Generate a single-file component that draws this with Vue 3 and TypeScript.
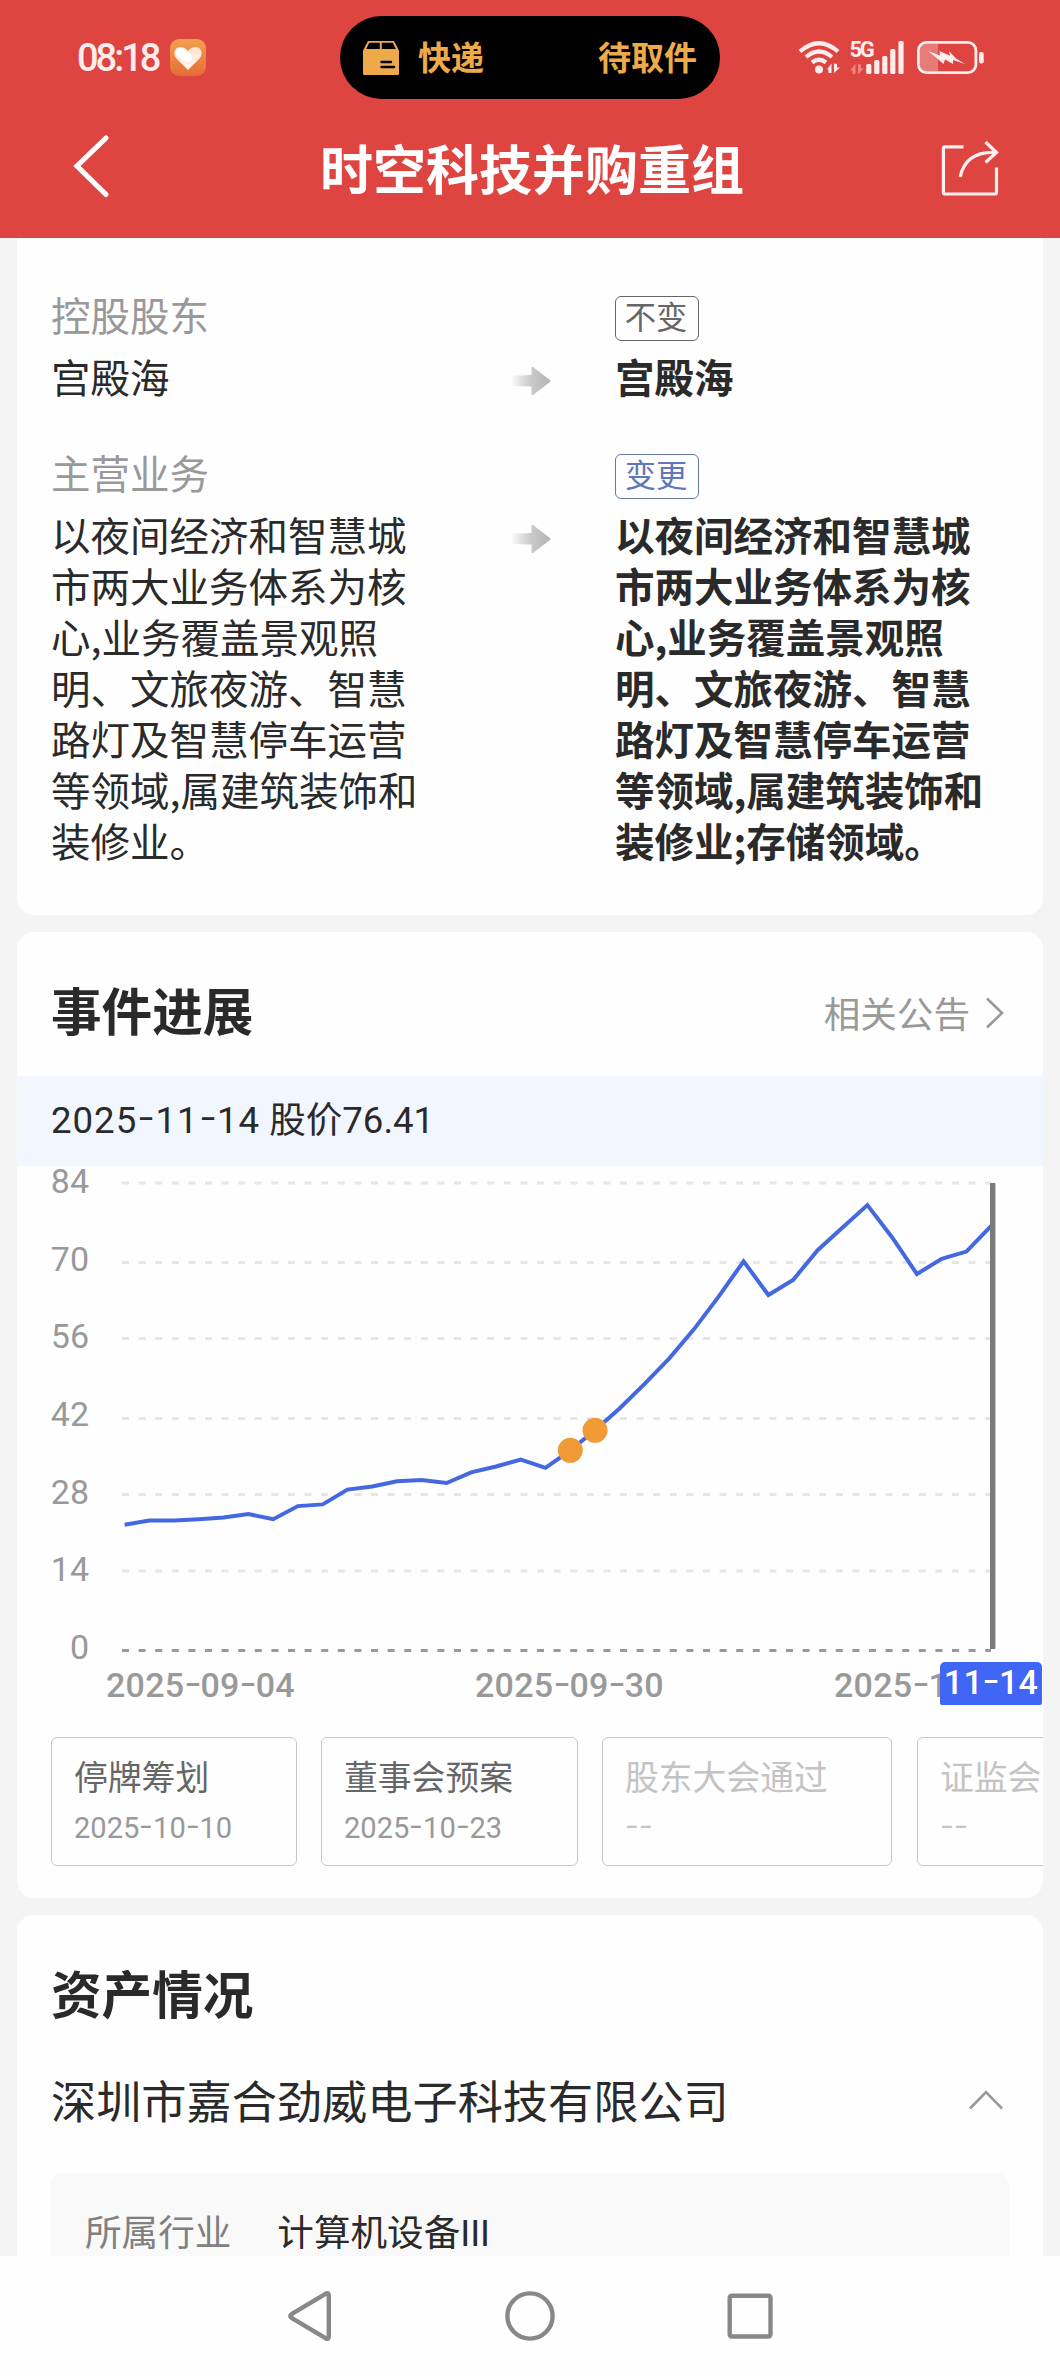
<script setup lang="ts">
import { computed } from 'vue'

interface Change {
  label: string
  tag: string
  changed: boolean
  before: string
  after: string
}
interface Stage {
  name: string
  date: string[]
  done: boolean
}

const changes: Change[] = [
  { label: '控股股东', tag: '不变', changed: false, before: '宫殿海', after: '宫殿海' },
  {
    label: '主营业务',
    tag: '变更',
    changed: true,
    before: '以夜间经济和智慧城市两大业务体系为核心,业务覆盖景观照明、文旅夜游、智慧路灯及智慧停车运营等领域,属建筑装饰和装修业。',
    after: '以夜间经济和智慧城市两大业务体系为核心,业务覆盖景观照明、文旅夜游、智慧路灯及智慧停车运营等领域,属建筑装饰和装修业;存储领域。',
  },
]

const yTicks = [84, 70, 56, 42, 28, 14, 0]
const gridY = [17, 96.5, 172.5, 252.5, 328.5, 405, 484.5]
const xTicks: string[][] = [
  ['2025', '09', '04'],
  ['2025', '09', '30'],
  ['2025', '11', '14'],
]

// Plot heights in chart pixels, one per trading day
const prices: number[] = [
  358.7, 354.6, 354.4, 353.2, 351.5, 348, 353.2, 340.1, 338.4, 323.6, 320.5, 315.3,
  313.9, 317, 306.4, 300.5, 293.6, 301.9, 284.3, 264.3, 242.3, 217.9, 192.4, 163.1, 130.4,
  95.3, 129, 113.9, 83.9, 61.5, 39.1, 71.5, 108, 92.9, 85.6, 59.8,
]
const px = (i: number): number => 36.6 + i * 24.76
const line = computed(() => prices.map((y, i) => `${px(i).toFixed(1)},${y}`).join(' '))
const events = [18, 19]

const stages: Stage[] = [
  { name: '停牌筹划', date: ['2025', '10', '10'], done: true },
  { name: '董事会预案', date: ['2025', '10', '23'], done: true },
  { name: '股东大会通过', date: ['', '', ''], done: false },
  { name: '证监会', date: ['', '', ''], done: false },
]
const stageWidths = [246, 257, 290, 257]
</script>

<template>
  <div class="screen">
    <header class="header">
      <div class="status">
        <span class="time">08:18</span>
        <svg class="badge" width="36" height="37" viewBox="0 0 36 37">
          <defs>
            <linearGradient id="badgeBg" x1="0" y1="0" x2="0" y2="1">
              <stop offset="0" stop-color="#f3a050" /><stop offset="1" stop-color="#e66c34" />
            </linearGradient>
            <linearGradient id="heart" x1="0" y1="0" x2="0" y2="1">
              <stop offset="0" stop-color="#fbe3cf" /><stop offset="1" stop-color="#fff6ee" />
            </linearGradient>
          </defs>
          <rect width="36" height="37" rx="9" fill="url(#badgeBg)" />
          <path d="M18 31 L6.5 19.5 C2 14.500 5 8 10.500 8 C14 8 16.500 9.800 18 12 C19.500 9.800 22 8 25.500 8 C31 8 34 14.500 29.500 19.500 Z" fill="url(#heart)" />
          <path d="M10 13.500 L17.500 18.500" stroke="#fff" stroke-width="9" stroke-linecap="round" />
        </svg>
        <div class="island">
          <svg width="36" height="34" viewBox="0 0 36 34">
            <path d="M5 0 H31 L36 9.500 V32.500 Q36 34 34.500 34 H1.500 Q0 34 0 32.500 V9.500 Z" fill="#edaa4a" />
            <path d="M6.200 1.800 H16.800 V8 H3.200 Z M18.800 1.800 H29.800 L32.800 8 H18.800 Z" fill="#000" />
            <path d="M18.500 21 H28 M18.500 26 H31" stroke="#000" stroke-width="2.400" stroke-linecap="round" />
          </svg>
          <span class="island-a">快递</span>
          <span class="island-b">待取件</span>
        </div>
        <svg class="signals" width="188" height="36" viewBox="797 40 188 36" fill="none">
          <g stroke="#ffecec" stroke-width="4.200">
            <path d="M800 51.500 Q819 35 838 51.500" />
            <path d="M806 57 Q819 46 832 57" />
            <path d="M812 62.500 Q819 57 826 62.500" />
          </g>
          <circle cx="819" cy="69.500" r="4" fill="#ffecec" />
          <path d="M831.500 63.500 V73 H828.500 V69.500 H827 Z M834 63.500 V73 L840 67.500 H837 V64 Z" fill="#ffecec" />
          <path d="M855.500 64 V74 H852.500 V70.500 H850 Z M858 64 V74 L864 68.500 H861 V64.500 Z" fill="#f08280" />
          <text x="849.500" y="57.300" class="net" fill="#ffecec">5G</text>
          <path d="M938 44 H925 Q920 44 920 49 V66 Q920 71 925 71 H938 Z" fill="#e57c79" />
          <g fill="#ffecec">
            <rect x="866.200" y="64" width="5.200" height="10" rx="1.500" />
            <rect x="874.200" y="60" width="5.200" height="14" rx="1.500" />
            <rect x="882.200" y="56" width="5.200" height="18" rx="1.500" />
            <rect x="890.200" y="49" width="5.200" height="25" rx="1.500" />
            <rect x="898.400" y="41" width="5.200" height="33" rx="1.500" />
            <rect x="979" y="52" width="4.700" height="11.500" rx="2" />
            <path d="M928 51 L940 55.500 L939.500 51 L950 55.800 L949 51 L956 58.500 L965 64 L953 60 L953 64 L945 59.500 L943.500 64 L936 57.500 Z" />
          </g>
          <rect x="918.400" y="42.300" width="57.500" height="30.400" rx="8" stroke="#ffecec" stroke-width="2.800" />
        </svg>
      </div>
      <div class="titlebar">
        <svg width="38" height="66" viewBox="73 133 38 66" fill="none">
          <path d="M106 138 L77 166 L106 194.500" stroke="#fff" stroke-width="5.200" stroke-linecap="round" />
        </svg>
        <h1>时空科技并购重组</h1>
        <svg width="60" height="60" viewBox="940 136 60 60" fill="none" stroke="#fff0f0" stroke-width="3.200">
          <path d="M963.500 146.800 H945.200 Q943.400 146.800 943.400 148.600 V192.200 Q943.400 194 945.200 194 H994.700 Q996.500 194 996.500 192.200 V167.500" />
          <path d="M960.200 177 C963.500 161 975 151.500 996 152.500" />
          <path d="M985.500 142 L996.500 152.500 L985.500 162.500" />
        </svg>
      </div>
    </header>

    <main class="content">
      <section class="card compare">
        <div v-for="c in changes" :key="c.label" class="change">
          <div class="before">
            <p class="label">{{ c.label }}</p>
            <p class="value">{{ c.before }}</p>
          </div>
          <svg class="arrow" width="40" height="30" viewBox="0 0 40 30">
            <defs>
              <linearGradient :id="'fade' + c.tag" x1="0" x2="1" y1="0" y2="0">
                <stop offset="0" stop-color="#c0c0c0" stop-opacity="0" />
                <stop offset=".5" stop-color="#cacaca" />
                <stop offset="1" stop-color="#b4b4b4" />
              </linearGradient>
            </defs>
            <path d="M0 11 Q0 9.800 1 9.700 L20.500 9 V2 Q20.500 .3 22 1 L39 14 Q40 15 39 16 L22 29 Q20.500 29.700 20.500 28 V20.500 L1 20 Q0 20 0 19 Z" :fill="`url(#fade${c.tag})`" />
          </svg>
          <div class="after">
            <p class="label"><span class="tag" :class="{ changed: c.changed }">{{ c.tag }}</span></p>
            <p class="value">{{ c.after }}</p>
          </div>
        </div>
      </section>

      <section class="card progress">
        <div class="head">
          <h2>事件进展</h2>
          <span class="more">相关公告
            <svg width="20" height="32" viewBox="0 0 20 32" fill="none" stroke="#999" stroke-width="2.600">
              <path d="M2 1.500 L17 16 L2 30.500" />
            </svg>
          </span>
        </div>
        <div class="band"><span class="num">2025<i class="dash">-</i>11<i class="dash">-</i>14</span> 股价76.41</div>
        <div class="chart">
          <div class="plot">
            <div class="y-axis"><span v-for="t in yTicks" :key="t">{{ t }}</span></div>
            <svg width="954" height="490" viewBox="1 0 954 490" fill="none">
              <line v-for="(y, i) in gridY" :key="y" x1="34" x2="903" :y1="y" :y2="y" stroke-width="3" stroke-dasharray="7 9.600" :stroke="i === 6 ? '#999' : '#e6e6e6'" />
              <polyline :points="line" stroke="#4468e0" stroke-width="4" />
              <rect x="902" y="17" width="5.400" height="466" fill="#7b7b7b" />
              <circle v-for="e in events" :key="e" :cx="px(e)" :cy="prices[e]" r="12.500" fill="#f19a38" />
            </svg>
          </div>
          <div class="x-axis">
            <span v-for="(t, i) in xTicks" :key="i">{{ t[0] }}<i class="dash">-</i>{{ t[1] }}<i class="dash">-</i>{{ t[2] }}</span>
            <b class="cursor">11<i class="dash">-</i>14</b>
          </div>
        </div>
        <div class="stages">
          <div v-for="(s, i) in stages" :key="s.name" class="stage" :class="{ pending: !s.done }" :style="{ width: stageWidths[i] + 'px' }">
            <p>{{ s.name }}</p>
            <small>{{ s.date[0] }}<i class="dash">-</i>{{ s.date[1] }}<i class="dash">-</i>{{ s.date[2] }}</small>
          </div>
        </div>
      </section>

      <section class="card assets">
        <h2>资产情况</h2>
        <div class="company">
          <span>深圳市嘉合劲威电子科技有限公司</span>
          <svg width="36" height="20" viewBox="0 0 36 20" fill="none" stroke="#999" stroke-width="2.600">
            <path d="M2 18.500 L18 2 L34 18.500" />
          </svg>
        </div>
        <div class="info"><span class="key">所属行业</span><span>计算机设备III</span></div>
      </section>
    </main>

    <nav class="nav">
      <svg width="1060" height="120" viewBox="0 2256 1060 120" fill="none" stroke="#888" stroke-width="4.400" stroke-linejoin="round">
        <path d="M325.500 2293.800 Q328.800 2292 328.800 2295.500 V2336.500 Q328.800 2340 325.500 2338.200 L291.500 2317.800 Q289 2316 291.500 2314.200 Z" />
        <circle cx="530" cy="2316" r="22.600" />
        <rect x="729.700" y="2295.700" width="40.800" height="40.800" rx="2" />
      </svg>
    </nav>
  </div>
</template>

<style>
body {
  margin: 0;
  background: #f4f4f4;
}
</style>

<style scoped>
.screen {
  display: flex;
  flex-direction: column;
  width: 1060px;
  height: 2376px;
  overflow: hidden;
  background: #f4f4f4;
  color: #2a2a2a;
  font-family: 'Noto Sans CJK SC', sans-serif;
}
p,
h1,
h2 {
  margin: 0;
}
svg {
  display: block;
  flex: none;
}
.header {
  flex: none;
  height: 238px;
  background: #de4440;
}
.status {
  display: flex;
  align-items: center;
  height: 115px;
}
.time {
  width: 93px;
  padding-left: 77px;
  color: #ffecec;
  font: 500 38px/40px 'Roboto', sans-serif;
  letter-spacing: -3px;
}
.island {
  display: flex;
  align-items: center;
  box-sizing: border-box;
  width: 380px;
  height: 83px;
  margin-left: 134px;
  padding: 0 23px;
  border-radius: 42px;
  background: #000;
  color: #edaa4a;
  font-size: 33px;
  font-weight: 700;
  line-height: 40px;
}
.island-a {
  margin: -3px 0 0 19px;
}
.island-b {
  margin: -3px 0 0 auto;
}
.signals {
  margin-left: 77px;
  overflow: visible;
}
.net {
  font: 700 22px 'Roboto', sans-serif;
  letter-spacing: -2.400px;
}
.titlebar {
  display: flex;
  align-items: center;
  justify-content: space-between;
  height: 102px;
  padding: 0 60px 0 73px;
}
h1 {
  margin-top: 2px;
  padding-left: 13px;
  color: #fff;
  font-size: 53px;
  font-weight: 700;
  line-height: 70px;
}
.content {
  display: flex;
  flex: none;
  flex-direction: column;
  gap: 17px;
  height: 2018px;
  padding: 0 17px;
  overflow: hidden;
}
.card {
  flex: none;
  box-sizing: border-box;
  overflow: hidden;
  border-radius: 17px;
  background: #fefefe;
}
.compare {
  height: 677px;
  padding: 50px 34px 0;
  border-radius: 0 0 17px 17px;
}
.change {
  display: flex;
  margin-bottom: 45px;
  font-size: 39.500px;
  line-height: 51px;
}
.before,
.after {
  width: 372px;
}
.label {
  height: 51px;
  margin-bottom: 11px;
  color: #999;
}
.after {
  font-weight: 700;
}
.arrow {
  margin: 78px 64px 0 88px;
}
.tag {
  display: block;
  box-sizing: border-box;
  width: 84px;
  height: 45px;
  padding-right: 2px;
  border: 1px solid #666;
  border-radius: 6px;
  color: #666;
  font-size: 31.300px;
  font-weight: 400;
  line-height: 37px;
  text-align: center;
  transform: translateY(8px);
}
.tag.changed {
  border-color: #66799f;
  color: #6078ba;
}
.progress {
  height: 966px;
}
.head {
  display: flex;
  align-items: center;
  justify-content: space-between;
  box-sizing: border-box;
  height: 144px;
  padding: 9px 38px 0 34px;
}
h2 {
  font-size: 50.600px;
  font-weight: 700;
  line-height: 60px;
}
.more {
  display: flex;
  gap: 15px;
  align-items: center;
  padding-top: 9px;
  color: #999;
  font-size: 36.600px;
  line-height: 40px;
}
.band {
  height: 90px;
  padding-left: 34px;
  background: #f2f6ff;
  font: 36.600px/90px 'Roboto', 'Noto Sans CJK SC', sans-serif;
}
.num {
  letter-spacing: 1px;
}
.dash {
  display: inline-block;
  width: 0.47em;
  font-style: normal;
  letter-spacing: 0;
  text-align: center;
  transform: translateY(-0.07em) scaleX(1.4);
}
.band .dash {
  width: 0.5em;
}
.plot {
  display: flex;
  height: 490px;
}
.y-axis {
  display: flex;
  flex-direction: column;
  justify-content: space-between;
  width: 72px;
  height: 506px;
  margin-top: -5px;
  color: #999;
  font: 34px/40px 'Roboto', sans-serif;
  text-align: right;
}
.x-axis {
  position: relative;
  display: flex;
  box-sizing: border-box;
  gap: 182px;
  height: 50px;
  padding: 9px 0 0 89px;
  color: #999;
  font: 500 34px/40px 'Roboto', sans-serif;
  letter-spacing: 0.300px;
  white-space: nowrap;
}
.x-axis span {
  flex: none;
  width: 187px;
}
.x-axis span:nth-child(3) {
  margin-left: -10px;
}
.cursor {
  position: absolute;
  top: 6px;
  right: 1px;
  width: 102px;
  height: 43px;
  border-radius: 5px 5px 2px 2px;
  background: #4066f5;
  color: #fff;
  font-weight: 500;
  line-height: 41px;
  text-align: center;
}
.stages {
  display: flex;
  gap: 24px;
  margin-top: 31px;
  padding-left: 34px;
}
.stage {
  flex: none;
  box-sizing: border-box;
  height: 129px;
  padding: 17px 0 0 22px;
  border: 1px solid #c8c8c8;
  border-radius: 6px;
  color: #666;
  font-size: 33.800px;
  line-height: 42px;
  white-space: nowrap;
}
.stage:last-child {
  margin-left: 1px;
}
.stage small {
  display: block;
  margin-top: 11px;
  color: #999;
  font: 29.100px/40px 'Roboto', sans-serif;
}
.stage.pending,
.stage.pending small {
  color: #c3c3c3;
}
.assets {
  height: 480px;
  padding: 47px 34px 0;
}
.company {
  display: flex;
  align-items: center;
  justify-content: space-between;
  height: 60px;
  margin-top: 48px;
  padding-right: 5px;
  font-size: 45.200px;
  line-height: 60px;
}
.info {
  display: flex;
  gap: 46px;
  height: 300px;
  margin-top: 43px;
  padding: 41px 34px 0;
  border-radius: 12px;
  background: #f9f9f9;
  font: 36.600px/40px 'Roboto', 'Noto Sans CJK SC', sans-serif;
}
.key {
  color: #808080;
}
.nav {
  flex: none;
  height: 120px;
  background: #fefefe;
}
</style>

### Exercise task
Pictures stay out. Print the data exactly, from its first line through the line containing "const events = [18, 19]".

### Final result
Generate a single-file component that draws this with Vue 3 and TypeScript.
<script setup lang="ts">
import { computed } from 'vue'

interface Change {
  label: string
  tag: string
  changed: boolean
  before: string
  after: string
}
interface Stage {
  name: string
  date: string[]
  done: boolean
}

const changes: Change[] = [
  { label: '控股股东', tag: '不变', changed: false, before: '宫殿海', after: '宫殿海' },
  {
    label: '主营业务',
    tag: '变更',
    changed: true,
    before: '以夜间经济和智慧城市两大业务体系为核心,业务覆盖景观照明、文旅夜游、智慧路灯及智慧停车运营等领域,属建筑装饰和装修业。',
    after: '以夜间经济和智慧城市两大业务体系为核心,业务覆盖景观照明、文旅夜游、智慧路灯及智慧停车运营等领域,属建筑装饰和装修业;存储领域。',
  },
]

const yTicks = [84, 70, 56, 42, 28, 14, 0]
const gridY = [17, 96.5, 172.5, 252.5, 328.5, 405, 484.5]
const xTicks: string[][] = [
  ['2025', '09', '04'],
  ['2025', '09', '30'],
  ['2025', '11', '14'],
]

// Plot heights in chart pixels, one per trading day
const prices: number[] = [
  358.7, 354.6, 354.4, 353.2, 351.5, 348, 353.2, 340.1, 338.4, 323.6, 320.5, 315.3,
  313.9, 317, 306.4, 300.5, 293.6, 301.9, 284.3, 264.3, 242.3, 217.9, 192.4, 163.1, 130.4,
  95.3, 129, 113.9, 83.9, 61.5, 39.1, 71.5, 108, 92.9, 85.6, 59.8,
]
const px = (i: number): number => 36.6 + i * 24.76
const line = computed(() => prices.map((y, i) => `${px(i).toFixed(1)},${y}`).join(' '))
const events = [18, 19]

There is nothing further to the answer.